Paul is emphasizing that we who now believe in Christ are linked to believers who have died. We are alive, but, beyond the grave, they are alive too. They are, in fact, in the presence of God. He is the God of the living as well as the God of those who are alive in Christ!
We are challenged to hear the words of the patriarchs of the bible as they spring from the Holy Writ in confirmation to the instruction given by the Lord to the religious leaders.
For example, we find Job confessing his belief in the resurrection when he said, “And though after my skin worms destroy this body, yet in my flesh shall I see God: Whom I shall see for myself, and mine eyes shall behold” (Job 19:26-27). David said, “But God will redeem my soul from the power of the grave: for he shall receive me” (Psalm 49:15). Ezekiel prophesied to the dry bones in the desert (Ezekiel 37:7). The prophet Isaiah said, “[God] will swallow up death in victory” (Isaiah 25:8) Daniel said, “And many of them that sleep in the dust of the earth shall awake, some to everlasting life, and some to shame and everlasting contempt” (Daniel 12:2). Each of these men of God confessed their belief in the resurrection.

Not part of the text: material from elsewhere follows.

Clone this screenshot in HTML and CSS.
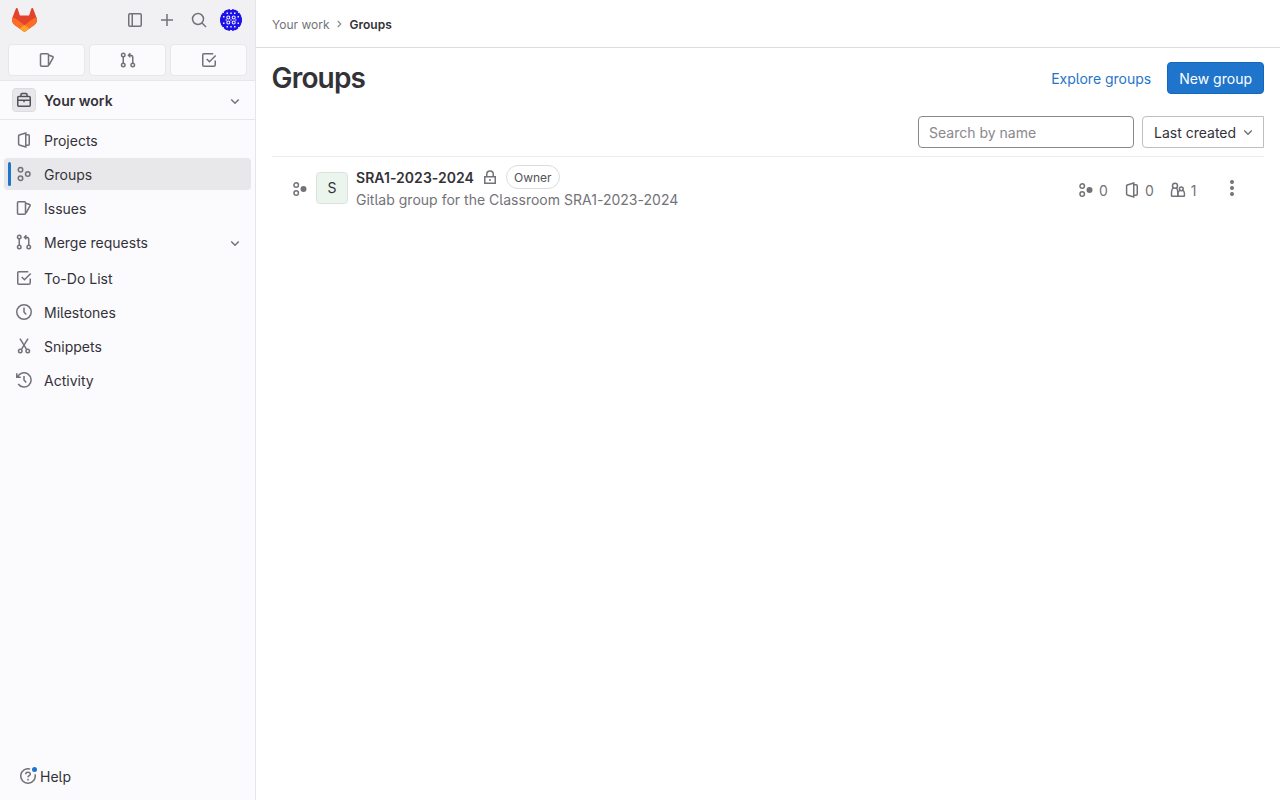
FILE: index.html
```html
<!DOCTYPE html>
<html lang="en">
<head>
<meta charset="utf-8">
<title>Groups</title>
<link rel="stylesheet" href="styles.css">
</head>
<body>
<svg class="sprite" aria-hidden="true">
  <symbol id="issues" viewBox="0 0 16 16"><path d="M2.5 1.75h6a1 1 0 0 1 1 1v10.5a1 1 0 0 1-1 1h-6a1 1 0 0 1-1-1V2.75a1 1 0 0 1 1-1zM10 3.2l3.6 1.3a.9.9 0 0 1 .5 1.2L10 13.2"/></symbol>
  <symbol id="merge" viewBox="0 0 16 16"><circle cx="3.25" cy="3" r="1.75"/><circle cx="3.25" cy="13" r="1.75"/><circle cx="12.75" cy="13" r="1.75"/><path d="M3.25 4.75v6.5M12.75 11.25V5.5a2.25 2.25 0 0 0-2.25-2.25H8.7M10.4 1.2 8.4 3.25l2 2"/></symbol>
  <symbol id="todo" viewBox="0 0 16 16"><path d="M14.25 8.5v4.25a1.5 1.5 0 0 1-1.5 1.5h-10a1 1 0 0 1-1-1V2.75a1 1 0 0 1 1-1h9.5M5.7 7l2.8 2.8 6.2-6.3"/></symbol>
  <symbol id="project" viewBox="0 0 16 16"><path d="M9.75 1 3.3 3a1 1 0 0 0-.7 1v8a1 1 0 0 0 .7 1l6.45 2zM9.75 2.75h2.5a1 1 0 0 1 1 1v8.5a1 1 0 0 1-1 1h-2.5"/></symbol>
  <symbol id="group" viewBox="0 0 16 16"><circle cx="4.5" cy="3.75" r="2.25"/><circle cx="4.5" cy="12.25" r="2.25"/><circle cx="11.75" cy="8" r="2.25"/></symbol>
  <symbol id="subgroup" viewBox="0 0 16 16"><circle cx="4.2" cy="4" r="2.25"/><circle cx="4.2" cy="12" r="2.25"/><circle class="solid" cx="11.5" cy="8" r="3"/></symbol>
  <symbol id="clock" viewBox="0 0 16 16"><circle cx="8" cy="8" r="7.25"/><path d="M8 3.5V8l2.2 2.4"/></symbol>
  <symbol id="snippet" viewBox="0 0 16 16"><circle cx="4.25" cy="13" r="1.75"/><circle cx="11.75" cy="13" r="1.75"/><path d="m4 .7 6.7 11M12 .7l-6.7 11"/></symbol>
  <symbol id="history" viewBox="0 0 16 16"><path d="M1.6 4.8A7.1 7.1 0 1 1 2.2 12M.75 1.2v4h4M8 4v4l2.2 2.4"/></symbol>
  <symbol id="chevron" viewBox="0 0 16 16"><path d="m4.25 6.5 3.75 3.75 3.75-3.75"/></symbol>
  <symbol id="chevron-right" viewBox="0 0 16 16"><path d="m5 4 4 4-4 4"/></symbol>
  <symbol id="panel" viewBox="0 0 16 16"><rect x="1.75" y="1.75" width="12.5" height="12.5" rx="1.2"/><path d="M5.25 1.75v12.5"/></symbol>
  <symbol id="plus" viewBox="0 0 16 16"><path d="M8 2v12M2 8h12"/></symbol>
  <symbol id="search" viewBox="0 0 16 16"><circle cx="7" cy="7" r="5.5"/><path d="m11 11 4 4"/></symbol>
  <symbol id="work" viewBox="0 0 16 16"><path d="M5 4.5v-2a1 1 0 0 1 1-1h4a1 1 0 0 1 1 1v2M2.75 4.5h10.5a1 1 0 0 1 1 1v7.75a1 1 0 0 1-1 1H2.75a1 1 0 0 1-1-1V5.5a1 1 0 0 1 1-1zM1.75 8.25h12.5M8 8.25v2"/></symbol>
  <symbol id="lock" viewBox="0 0 16 16"><path d="M2.75 6.75h10.5v6.5H2.75zM4.75 6.75V4.25a3.25 3.25 0 0 1 6.5 0v2.5M8 9v2"/></symbol>
  <symbol id="users" viewBox="0 0 16 16"><circle cx="5" cy="3.8" r="2.5"/><path d="M3.3 5.8C2 6.8 1.5 8.3 1.5 10.2v3.3a.75.75 0 0 0 .75.75h5.5V10c0-2-.5-3.3-1.4-4.2"/><circle cx="11.3" cy="6.8" r="1.9"/><path d="M9.9 8.3C8.5 9 7.9 10 7.9 11.5v2.75h5.8a.75.75 0 0 0 .75-.75v-2c0-1.5-.5-2.5-1.7-3.2"/></symbol>
  <symbol id="dots" viewBox="0 0 16 16"><g class="solid"><circle cx="8" cy="2" r="2"/><circle cx="8" cy="8" r="2"/><circle cx="8" cy="14" r="2"/></g></symbol>
  <symbol id="help" viewBox="0 0 16 16"><path d="M10.2 1.1a7.25 7.25 0 1 0 4.8 5.1M5.7 6.3C5.7 4.9 6.7 4.2 8 4.2s2.3.8 2.3 1.9c0 1.6-2.3 1.5-2.3 3.1M8 10.7v1.7"/></symbol>
</svg>

<div class="app">
  <aside class="sidebar">
    <div class="userbar">
      <div class="toolbar">
        <svg class="logo" viewBox="0 0 25 24"><path fill="#e24329" d="m24.5 9.5-3.4-9a.9.9 0 0 0-1.7.1L17.1 7.6H7.9L5.6.6A.9.9 0 0 0 3.9.5L.5 9.5a6.4 6.4 0 0 0 2.1 7.4L12.5 24l9.9-7.1a6.4 6.4 0 0 0 2.1-7.4z"/><path fill="#fc6d26" d="M24.5 9.5a11.5 11.5 0 0 0-4.6 2.1l-7.4 5.6L5.1 11.6A11.5 11.5 0 0 0 .5 9.5a6.4 6.4 0 0 0 2.1 7.4L12.5 24l9.9-7.1a6.4 6.4 0 0 0 2.1-7.4z"/><path fill="#fca326" d="m7.8 20.6 4.7 3.4 4.7-3.4-4.7-3.5z"/></svg>
        <svg class="icon"><use href="#panel"/></svg>
        <svg class="icon"><use href="#plus"/></svg>
        <svg class="icon"><use href="#search"/></svg>
        <svg class="avatar" viewBox="0 0 24 24">
          <defs><clipPath id="disc"><circle cx="12" cy="12" r="11"/></clipPath></defs>
          <circle cx="12" cy="12" r="11.5" fill="#f0edf8"/>
          <g clip-path="url(#disc)"><path fill="#1c12e8" d="M0 0h24v24H0z"/>
          <g fill="#f0edf8"><path d="M7.500 4.500H9V6H7.500zM11.250 4.500h1.500V6h-1.500zM15 4.500h1.500V6H15zM7.500 18H9v1.500H7.500zM11.250 18h1.500v1.500h-1.500zM15 18h1.500v1.500H15zM4 8h1.500v1.500H4zM4 14.500h1.500V16H4zM18.500 8H20v1.500h-1.500zM18.500 14.500H20V16h-1.500zM7 0h2v2H7zM11 0h2v2h-2zM15 0h2v2h-2zM7 22h2v2H7zM11 22h2v2h-2zM15 22h2v2h-2zM0 7h2v2H0zM0 15h2v2H0zM22 7h2v2h-2zM22 15h2v2h-2zM3.500 3.500H5V5H3.500zM19 3.500h1.500V5H19zM3.500 19H5v1.500H3.500zM19 19h1.500v1.500H19z"/></g>
          <g fill="none" stroke="#f0edf8" stroke-width="1.1"><circle cx="9.300" cy="9.500" r="1.500"/><circle cx="14.700" cy="9.500" r="1.500"/><circle cx="9.300" cy="14.500" r="1.500"/><circle cx="14.700" cy="14.500" r="1.500"/><path d="M6.500 12h1.500M11.300 12h1.400M16 12h1.500"/></g></g>
        </svg>
      </div>
      <div class="shortcuts">
        <a class="shortcut"><svg class="icon"><use href="#issues"/></svg></a>
        <a class="shortcut"><svg class="icon"><use href="#merge"/></svg></a>
        <a class="shortcut"><svg class="icon"><use href="#todo"/></svg></a>
      </div>
    </div>
    <div class="context">
      <span class="context-icon"><svg class="icon"><use href="#work"/></svg></span>
      <span class="label">Your work</span>
      <svg class="icon"><use href="#chevron"/></svg>
    </div>
    <nav class="menu">
      <a class="item"><svg class="icon"><use href="#project"/></svg><span class="label">Projects</span></a>
      <a class="item active"><svg class="icon"><use href="#group"/></svg><span class="label">Groups</span></a>
      <a class="item"><svg class="icon"><use href="#issues"/></svg><span class="label">Issues</span></a>
      <a class="item expandable"><svg class="icon"><use href="#merge"/></svg><span class="label">Merge requests</span><svg class="icon"><use href="#chevron"/></svg></a>
      <a class="item"><svg class="icon"><use href="#todo"/></svg><span class="label">To-Do List</span></a>
      <a class="item"><svg class="icon"><use href="#clock"/></svg><span class="label">Milestones</span></a>
      <a class="item"><svg class="icon"><use href="#snippet"/></svg><span class="label">Snippets</span></a>
      <a class="item"><svg class="icon"><use href="#history"/></svg><span class="label">Activity</span></a>
    </nav>
    <div class="help"><span class="help-icon"><svg class="icon"><use href="#help"/></svg><span class="help-dot"></span></span><span class="label">Help</span></div>
  </aside>
  <div class="page">
    <header class="breadcrumbs"><span>Your work</span><svg class="icon crumb-sep"><use href="#chevron-right"/></svg><strong>Groups</strong></header>
    <main class="content">
      <div class="title-row">
        <h1>Groups</h1>
        <a class="explore">Explore groups</a>
        <button class="new-group">New group</button>
      </div>
      <div class="filters">
        <input class="search" type="text" placeholder="Search by name">
        <button class="sort"><span>Last created</span><svg class="icon"><use href="#chevron"/></svg></button>
      </div>
      <div class="group-row">
        <svg class="icon row-icon"><use href="#subgroup"/></svg>
        <div class="group-avatar">S</div>
        <div class="group-info">
          <div class="group-title"><strong>SRA1-2023-2024</strong><svg class="icon"><use href="#lock"/></svg><span class="badge">Owner</span></div>
          <div class="description">Gitlab group for the Classroom SRA1-2023-2024</div>
        </div>
        <div class="stats">
          <span class="stat"><svg class="icon"><use href="#subgroup"/></svg>0</span>
          <span class="stat"><svg class="icon"><use href="#project"/></svg>0</span>
          <span class="stat"><svg class="icon"><use href="#users"/></svg>1</span>
        </div>
        <svg class="icon more"><use href="#dots"/></svg>
      </div>
    </main>
  </div>
</div>
</body>
</html>
```
FILE: styles.css
```css
* { box-sizing: border-box; }
body {
  margin: 0;
  font: 14px/20px Inter, "Noto Sans", sans-serif;
  font-feature-settings: "cv05";
  color: #333238;
  background: #fff;
}
button, input { font: inherit; font-feature-settings: inherit; color: inherit; margin: 0; }
.sprite { display: none; }
.icon {
  width: 16px;
  height: 16px;
  flex: none;
  fill: none;
  stroke: #737278;
  stroke-width: 1.5;
}
.solid { fill: #737278; stroke: none; }
.app { display: flex; height: 100vh; }

.sidebar {
  width: 256px;
  flex: none;
  display: flex;
  flex-direction: column;
  background: #fbfafd;
  border-right: 1px solid #e6e6ea;
}
.userbar { height: 81px; background: #f1f1f4; border-bottom: 1px solid #e7e7ea; }
.toolbar { height: 40px; display: flex; align-items: center; gap: 16px; padding: 0 12px; }
.logo { width: 25px; height: 24px; margin-right: auto; }
.avatar { width: 24px; height: 24px; margin-left: -4px; }
.shortcuts { display: flex; gap: 4px; padding: 4px 8px 0; }
.shortcut {
  flex: 1;
  height: 32px;
  display: flex;
  align-items: center;
  justify-content: center;
  background: #fbfafd;
  border: 1px solid #e7e7ea;
  border-radius: 4px;
}
.context {
  height: 39px;
  display: flex;
  align-items: center;
  gap: 8px;
  padding: 0 12px;
  font-weight: 600;
  border-bottom: 1px solid #e7e7ea;
}
.context .icon { margin-top: 1px; }
.context-icon {
  width: 24px;
  height: 24px;
  display: grid;
  place-items: center;
  background: #e8e7ea;
  border: 1px solid #dcdce0;
  border-radius: 4px;
}
.context-icon .icon { stroke: #535158; margin: 0; }
.label { flex: 1; padding-top: 2px; }
.menu { padding: 4px; display: flex; flex-direction: column; gap: 2px; flex: 1; }
.item {
  height: 32px;
  display: flex;
  align-items: center;
  gap: 12px;
  padding: 0 8px 0 12px;
  border-radius: 4px;
}
.item .label + .icon { margin-top: 2px; }
.expandable { margin-bottom: 2px; }
.active { background: #e8e8ea; padding-left: 4px; gap: 12px; }
.active::before { content: ""; width: 3px; height: 24px; border-radius: 3px; background: #1f75cb; margin-right: -7px; }
.help { height: 48px; display: flex; align-items: center; gap: 4px; padding-left: 20px; }
.help-icon { position: relative; height: 16px; }
.help-icon .icon { display: block; }
.help-dot { position: absolute; top: -1px; right: -1px; width: 5px; height: 5px; border-radius: 50%; background: #1f75cb; }

.page { flex: 1; }
.breadcrumbs {
  height: 48px;
  display: flex;
  align-items: center;
  gap: 4px;
  padding: 2px 0 0 16px;
  font-size: 12px;
  color: #737278;
  border-bottom: 1px solid #dcdcde;
}
.breadcrumbs strong { font-weight: 600; color: #333238; }
.crumb-sep { width: 12px; height: 12px; margin-top: -1px; stroke: #89888d; }
.content { padding: 14px 16px; }
.title-row { display: flex; align-items: center; gap: 16px; height: 32px; }
h1 { font-size: 28px; line-height: 32px; font-weight: 600; letter-spacing: -.85px; margin: 0 auto 0 -.4px; }
.explore { color: #1f75cb; padding-top: 2px; }
.new-group {
  height: 32px;
  padding: 2px 11px 0;
  color: #fff;
  background: #1f75cb;
  border: 1px solid #1068bf;
  border-radius: 4px;
}
.filters { display: flex; justify-content: flex-end; gap: 8px; margin-top: 22px; padding-bottom: 8px; border-bottom: 1px solid #ececef; }
.search { width: 216px; height: 32px; padding: 1px 10px 0; border: 1px solid #89888d; border-radius: 4px; background: #fff; }
.search::placeholder { color: #89888d; }
.sort {
  width: 122px;
  height: 32px;
  display: flex;
  align-items: center;
  justify-content: space-between;
  padding: 0 7px 0 11px;
  background: #fff;
  border: 1px solid #bfbfc3;
  border-radius: 4px 0 0 4px;
}
.sort span { padding-top: 2px; }
.group-row { display: flex; align-items: center; height: 62px; padding: 0 24px 0 20px; }
.row-icon { margin-top: 2px; }
.group-avatar {
  width: 32px;
  height: 32px;
  margin: 0 8px;
  display: grid;
  place-items: center;
  background: #ecf4ee;
  border: 1px solid #dbe2dd;
  border-radius: 4px;
}
.group-info { flex: 1; }
.group-title { display: flex; align-items: center; gap: 8px; height: 24px; }
.group-title strong { font-weight: 600; letter-spacing: .04px; }
.badge { height: 24px; margin-top: -2px; padding: 0 7px; font-size: 12px; line-height: 23px; border: 1px solid #dcdcde; border-radius: 12px; color: #535158; }
.description { color: #737278; line-height: 20px; letter-spacing: .015px; }
.stats { display: flex; gap: 17px; margin-top: 5px; color: #737278; }
.stat { display: flex; align-items: center; gap: 4px; }
.stat .icon { margin: -1px .5px 0 -.5px; }
.stat:first-child .icon { margin-left: -1.5px; margin-right: 1px; }
.more { margin-left: 27.5px; }
```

John said in his revelation concerning the resurrection, “Blessed and holy is he that hath part in the first resurrection: on such the second death hath no power, but they shall be priests of God and of Christ, and shall reign with him a thousand years.”
We are not worthy to rise from death and live in the ages to come with our Lord and Savior Jesus Christ. But thanks be to God, it was the resurrection of Jesus Christ that proved the validity and infallibility of God’s holy promises confirming that through Christ, we shall inherit eternal life.
It was Jesus’ resurrection that substantiated the fulfillment and the completion of God’s plan of salvation. It revealed the efficiency and the sufficiency of His blood to atone for sin. Jesus’ resurrection provided and implanted hope within our hearts in regards to death and the future. His resurrection was and is important simply because our resurrection is important! It is the hope of all the saints of God!